Exploring the Effectiveness and Consistency of Task Selection in Intermediate-Task Transfer Learning
Pin-Jie Lin, Miaoran Zhang, Marius Mosbach, Dietrich Klakow
TL;DR
This paper tackles the problem of selecting beneficial intermediate tasks in intermediate-task transfer learning, revealing substantial transfer variance across source tasks and training seeds. It systematically evaluates four task-selection approaches within a unified framework and introduces a novel token-wise maximum inner product similarity (Max) for constructing task embeddings, achieving a peak ndcg of 82.5% on transferability prediction. The findings show that task embeddings derived from fine-tuned weights generally outperform embedding-free and text-embedding baselines (up to 3.96% relative gain in ndcg), but struggle on tasks requiring higher-level reasoning, prompting a revisit of embedding constructions. The work also demonstrates that task type is not a reliable predictor and that training seeds heavily influence results, offering practical implications for efficient intermediate-task search and robust transfer in resource-constrained NLP settings.
Abstract
Identifying beneficial tasks to transfer from is a critical step toward successful intermediate-task transfer learning.

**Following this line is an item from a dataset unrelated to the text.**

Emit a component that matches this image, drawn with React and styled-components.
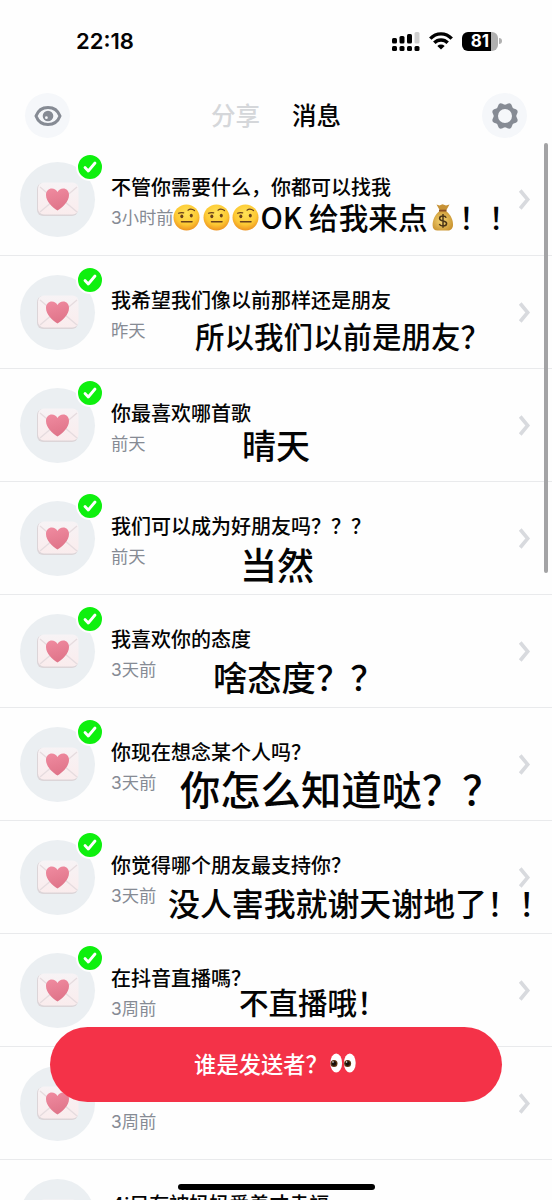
import React from 'react';
import styled, { createGlobalStyle } from 'styled-components';

const GlobalStyle = createGlobalStyle`
  * { box-sizing: border-box; }
  html, body { margin: 0; background: #fefefe; }
  body { font-family: Inter, "Noto Sans CJK SC", sans-serif; color: #040404; overflow: hidden; }
`;

const Screen = styled.main`
  position: relative;
  width: 552px;
  height: 1200px;
  overflow: hidden;
  display: flex;
  flex-direction: column;
  background: #fefefe;
`;

const StatusBar = styled.div`
  height: 82px;
  flex: none;
  display: flex;
  align-items: center;
  justify-content: space-between;
  padding: 0 50px 0 76px;
`;

const Clock = styled.time`
  font: 600 22px/26px Inter, sans-serif;
`;

const StatusIcons = styled.div`
  display: flex;
  align-items: center;
  gap: 9px;
`;

const Battery = styled.div`
  position: relative;
  width: 36px;
  height: 19px;
  border-radius: 6px;
  background: linear-gradient(90deg, #000 29px, #b0b0b0 29px);
  color: #fff;
  font: 700 17px/19px Inter, sans-serif;
  text-align: center;
  margin-right: 4px;
  &::after {
    content: "";
    position: absolute;
    right: -4px;
    top: 6px;
    width: 3px;
    height: 6px;
    border-radius: 0 3px 3px 0;
    background: #b0b0b0;
  }
`;

const Header = styled.header`
  height: 61px;
  flex: none;
  display: flex;
  align-items: center;
  justify-content: space-between;
  padding: 6px 25px 0;
`;

const RoundButton = styled.button`
  width: 45px;
  height: 45px;
  padding: 0;
  border: 0;
  border-radius: 50%;
  background: #f5f7fa;
  color: #868b94;
  display: grid;
  place-items: center;
`;

const Tabs = styled.nav`
  display: flex;
  gap: 32px;
`;

const Tab = styled.span`
  font-size: 24.5px;
  line-height: 36px;
  font-weight: 500;
  color: ${(p) => (p.$active ? '#040404' : '#d5d7da')};
`;

const List = styled.div`
  flex: none;
  display: flex;
  flex-direction: column;
`;

const Row = styled.article`
  position: relative;
  height: 113px;
  flex: none;
  display: flex;
  align-items: center;
  padding: 1px 21px 0 20px;
  border-bottom: 1px solid #e9eaec;
`;

const Avatar = styled.div`
  position: relative;
  width: 75px;
  height: 75px;
  flex: none;
  border-radius: 50%;
  background: #ebeff2;
  display: grid;
  place-items: center;
  padding-bottom: 2px;
`;

const Badge = styled.span`
  position: absolute;
  left: 56px;
  top: -9px;
  width: 28px;
  height: 28px;
  border-radius: 50%;
  border: 2px solid #fefefe;
  background: #0ef00e;
  display: grid;
  place-items: center;
`;

const Body = styled.div`
  flex: 1;
  min-width: 0;
  padding: 7px 0 0 16px;
  display: flex;
  flex-direction: column;
`;

const Title = styled.h2`
  margin: 0;
  font-size: 20px;
  line-height: 30px;
  height: 30px;
  font-weight: 500;
  white-space: nowrap;
`;

const Time = styled.span`
  font-size: 17.3px;
  line-height: 26px;
  height: 31px;
  padding-top: 2px;
  color: #868b94;
  white-space: nowrap;
`;

const Reply = styled.p`
  position: absolute;
  left: ${(p) => p.$x}px;
  top: ${(p) => p.$y}px;
  margin: 0;
  display: flex;
  align-items: center;
  font-family: "Noto Sans CJK SC", sans-serif;
  font-size: ${(p) => p.$size}px;
  line-height: 40px;
  font-weight: 500;
  white-space: pre;
  z-index: 1;
`;

const ScrollThumb = styled.div`
  position: absolute;
  right: 4px;
  top: 143px;
  width: 4px;
  height: 430px;
  border-radius: 2px;
  background: #a3a3a5;
`;

const SenderButton = styled.button`
  position: absolute;
  left: 50px;
  top: 1027px;
  width: 452px;
  height: 75px;
  border: 0;
  border-radius: 38px;
  background: #f43248;
  color: #fff;
  display: flex;
  align-items: center;
  justify-content: center;
  gap: 2px;
  padding: 0 2px 3px 0;
  font: 500 22.3px/32px "Noto Sans CJK SC", sans-serif;
  z-index: 2;
`;

const HomeBar = styled.div`
  position: absolute;
  left: 178px;
  top: 1184px;
  width: 197px;
  height: 6px;
  border-radius: 3px;
  background: #000;
  z-index: 3;
`;

const Signal = () => (
  <svg width="28" height="19" viewBox="0 0 28 19">
    <rect x="0" y="6" width="5" height="5.5" rx="1.5" />
    <rect x="7.5" y="4" width="5" height="7.5" rx="1.5" />
    <rect x="15" y="2" width="5" height="9.5" rx="1.5" />
    <rect x="22.5" y="0" width="5" height="11.5" rx="1.5" fill="#cfcfcf" />
    {[0, 7.5, 15, 22.5].map((x) => <rect key={x} x={x} y="14" width="5" height="5" rx="1.5" />)}
  </svg>
);

const Wifi = () => (
  <svg width="24" height="18" viewBox="0 0 24 18" fill="none" stroke="#000" strokeWidth="3.4">
    <path d="M1.3 6.7C7.3.3 16.7.3 22.7 6.7" />
    <path d="M5.3 10.8C9 7 15 7 18.7 10.8" />
    <path d="M8.3 13.9 12 17.6l3.7-3.7c-2.2-1.8-5.2-1.8-7.4 0z" fill="#000" stroke="none" />
  </svg>
);

const Eye = () => (
  <svg width="28" height="22" viewBox="0 0 28 22">
    <path d="M2 11C4 5.6 8.5 2.5 14 2.5S24 5.6 26 11C24 16.4 19.5 19.5 14 19.5S4 16.4 2 11z" fill="none" stroke="currentColor" strokeWidth="3" strokeLinejoin="round" />
    <circle cx="14" cy="11" r="5.3" fill="currentColor" />
    <circle cx="12.4" cy="12.7" r="1.4" fill="#f5f7fa" />
  </svg>
);

const gearPath = (() => {
  const pts = [];
  for (let i = 0; i < 96; i += 1) {
    const a = (i / 96) * Math.PI * 2;
    const r = 12.4 + 1.1 * Math.cos(8 * (a - Math.PI / 8));
    pts.push(`${(14 + r * Math.cos(a)).toFixed(2)} ${(14 + r * Math.sin(a)).toFixed(2)}`);
  }
  return `M${pts.join('L')}Z M21 14a7 7 0 1 0-14 0a7 7 0 1 0 14 0Z`;
})();

const Gear = () => (
  <svg width="28" height="28" viewBox="0 0 28 28"><path d={gearPath} fill="currentColor" fillRule="evenodd" /></svg>
);

const Letter = () => (
  <svg width="44" height="36" viewBox="0 0 44 36">
    <defs>
      <linearGradient id="paper" x1="0" y1="0" x2="0" y2="1">
        <stop offset="0" stopColor="#f7f3f5" />
        <stop offset="1" stopColor="#faeced" />
      </linearGradient>
      <linearGradient id="heart" x1="0" y1="0" x2=".3" y2="1">
        <stop offset="0" stopColor="#f08ba0" />
        <stop offset="1" stopColor="#e0758a" />
      </linearGradient>
    </defs>
    <rect x="1" y="2" width="41" height="33" rx="6" fill="#dcd5d8" />
    <rect x="2" y="1.5" width="40.5" height="32" rx="6" fill="url(#paper)" />
    <path d="M4 31l13-11M41 31L28 20M4 6l13 11M41 6L28 17" fill="none" stroke="#e6dcdf" strokeWidth="1.3" />
    <path d="M21.5 29.500C16.5 26.500 10 20.500 10 14C10 10 12.700 7.500 15.800 7.500c2.500 0 4.500 1.300 5.700 3.500C22.700 8.800 24.700 7.500 27.200 7.500c3.300 0 5.800 2.500 5.800 6.500C33 20.500 26.500 26.500 21.500 29.500z" fill="url(#heart)" />
  </svg>
);

const Check = () => (
  <svg width="14" height="12" viewBox="0 0 14 12" fill="none" stroke="#fff" strokeWidth="2.8" strokeLinecap="round" strokeLinejoin="round">
    <path d="M2 6.500l3.300 3.500L12 2" />
  </svg>
);

const ChevronSvg = styled.svg`
  flex: none;
`;
const Chevron = () => (
  <ChevronSvg width="13" height="22" viewBox="0 0 13 22" fill="none" stroke="#d8dade" strokeWidth="3.6">
    <path d="M2.200 1.500l7.500 9-7.500 9" />
  </ChevronSvg>
);

const EmojiSvg = styled.svg`
  flex: none;
  margin: 0 ${(p) => p.$gap || 0}px;
`;

const Brow = () => (
  <EmojiSvg width="27" height="27" viewBox="0 0 27 27" $gap={1.25}>
    <defs>
      <radialGradient id="face" cx=".5" cy=".35" r=".65">
        <stop offset="0" stopColor="#ffe256" />
        <stop offset=".65" stopColor="#fdc934" />
        <stop offset="1" stopColor="#ee9420" />
      </radialGradient>
    </defs>
    <circle cx="13.5" cy="13.5" r="13" fill="url(#face)" />
    <g fill="none" stroke="#68401b" strokeLinecap="round">
      <path d="M5.500 9.200q2.500-1.100 5.200-.4M15 6.200q3-2.200 6.500.4" strokeWidth="1.2" />
      <path d="M8.500 17.800h10.500" strokeWidth="1.5" />
    </g>
    <ellipse cx="8.8" cy="12.3" rx="1.5" ry="1.9" fill="#68401b" />
    <ellipse cx="18.3" cy="11.6" rx="1.5" ry="1.9" fill="#68401b" />
  </EmojiSvg>
);

const MoneyBag = () => (
  <EmojiSvg width="22" height="28" viewBox="0 0 22 28" $gap={4.8}>
    <defs>
      <radialGradient id="bag" cx=".45" cy=".5" r=".6">
        <stop offset="0" stopColor="#f6d776" />
        <stop offset="1" stopColor="#c8922f" />
      </radialGradient>
    </defs>
    <path d="M4.500 1.500l3 1 3-1.300 3.500 1.300 3.500-1-3.500 6.200h-6z" fill="#c79235" />
    <path d="M7.500 8h6.500C19 12 21.300 17 21 22c-.2 4-2.500 5.500-5 5.500H5.500C2.500 27.500.7 26 .6 22.500.5 17 3 11.500 7.500 8z" fill="url(#bag)" />
    <path d="M7 7.600h7.500" stroke="#8c4f22" strokeWidth="1.8" />
    <path d="M14.200 14.700c-.5-1.200-1.700-1.700-3.300-1.700-2 0-3.300.9-3.300 2.400 0 3.600 7 1.500 7 5 0 1.500-1.500 2.500-3.600 2.500-1.900 0-3.200-.7-3.700-2M11 11v13.800" fill="none" stroke="#4b3517" strokeWidth="1.5" />
  </EmojiSvg>
);

const Eyes = () => (
  <EmojiSvg width="26" height="20" viewBox="0 0 26 20">
    <ellipse cx="6.2" cy="10" rx="5.9" ry="9.6" fill="#fff" />
    <ellipse cx="19.8" cy="10" rx="5.9" ry="9.6" fill="#fff" />
    <circle cx="4" cy="10.5" r="3.5" fill="#5b3413" />
    <circle cx="17.6" cy="10.5" r="3.5" fill="#5b3413" />
    <circle cx="4" cy="10.5" r="2.2" fill="#17100a" />
    <circle cx="17.6" cy="10.5" r="2.2" fill="#17100a" />
    <circle cx="3" cy="9" r=".8" fill="#fff" />
    <circle cx="16.6" cy="9" r=".8" fill="#fff" />
  </EmojiSvg>
);

const messages = [
  { title: '不管你需要什么，你都可以找我', time: '3小时前', reply: <><Brow /><Brow /><Brow />OK 给我来点<MoneyBag />！！</>, x: 172, y: 54, size: 29.6 },
  { title: '我希望我们像以前那样还是朋友', time: '昨天', reply: '所以我们以前是朋友？', x: 195, y: 59, size: 29.5 },
  { title: '你最喜欢哪首歌', time: '前天', reply: '晴天', x: 242, y: 56, size: 34 },
  { title: '我们可以成为好朋友吗？？？', time: '前天', reply: '当然', x: 240, y: 62, size: 37 },
  { title: '我喜欢你的态度', time: '3天前', reply: '啥态度？？', x: 213, y: 61, size: 34.3 },
  { title: '你现在想念某个人吗？', time: '3天前', reply: '你怎么知道哒？？', x: 180, y: 60, size: 40.3 },
  { title: '你觉得哪个朋友最支持你？', time: '3天前', reply: '没人害我就谢天谢地了！！', x: 168, y: 61, size: 31.9 },
  { title: '在抖音直播嗎？', time: '3周前', reply: '不直播哦！', x: 239, y: 47, size: 29.5 },
  { title: '', time: '3周前' },
  { title: '4i只有被妈妈爱着才幸福', time: '' },
];

export default function App() {
  return (
    <Screen>
      <GlobalStyle />
      <StatusBar>
        <Clock>22:18</Clock>
        <StatusIcons><Signal /><Wifi /><Battery>81</Battery></StatusIcons>
      </StatusBar>
      <Header>
        <RoundButton aria-label="查看"><Eye /></RoundButton>
        <Tabs><Tab>分享</Tab><Tab $active>消息</Tab></Tabs>
        <RoundButton aria-label="设置"><Gear /></RoundButton>
      </Header>
      <List>
        {messages.map((m, i) => (
          <Row key={i}>
            <Avatar><Letter />{i < 8 && <Badge><Check /></Badge>}</Avatar>
            <Body><Title>{m.title}</Title><Time>{m.time}</Time></Body>
            <Chevron />
            {m.reply && <Reply $x={m.x} $y={m.y} $size={m.size}>{m.reply}</Reply>}
          </Row>
        ))}
      </List>
      <ScrollThumb />
      <SenderButton>谁是发送者？<Eyes /></SenderButton>
      <HomeBar />
    </Screen>
  );
}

In this work, we experiment with 130 source-target task combinations and demonstrate that the transfer performance exhibits severe variance across different source tasks and training seeds, highlighting the crucial role of intermediate-task selection in a broader context. We compare four representative task selection methods in a unified setup, focusing on their effectiveness and consistency. Compared to embedding-free methods and text embeddings, task embeddings constructed from fine-tuned weights can better estimate task transferability by improving task prediction scores from 2.59% to 3.96%. Despite their strong performance, we observe that the task embeddings do not consistently demonstrate superiority for tasks requiring reasoning abilities. Furthermore, we introduce a novel method that measures pairwise token similarity using maximum inner product search, leading to the highest performance in task prediction. Our findings suggest that token-wise similarity is better predictive for predicting transferability compared to averaging weights.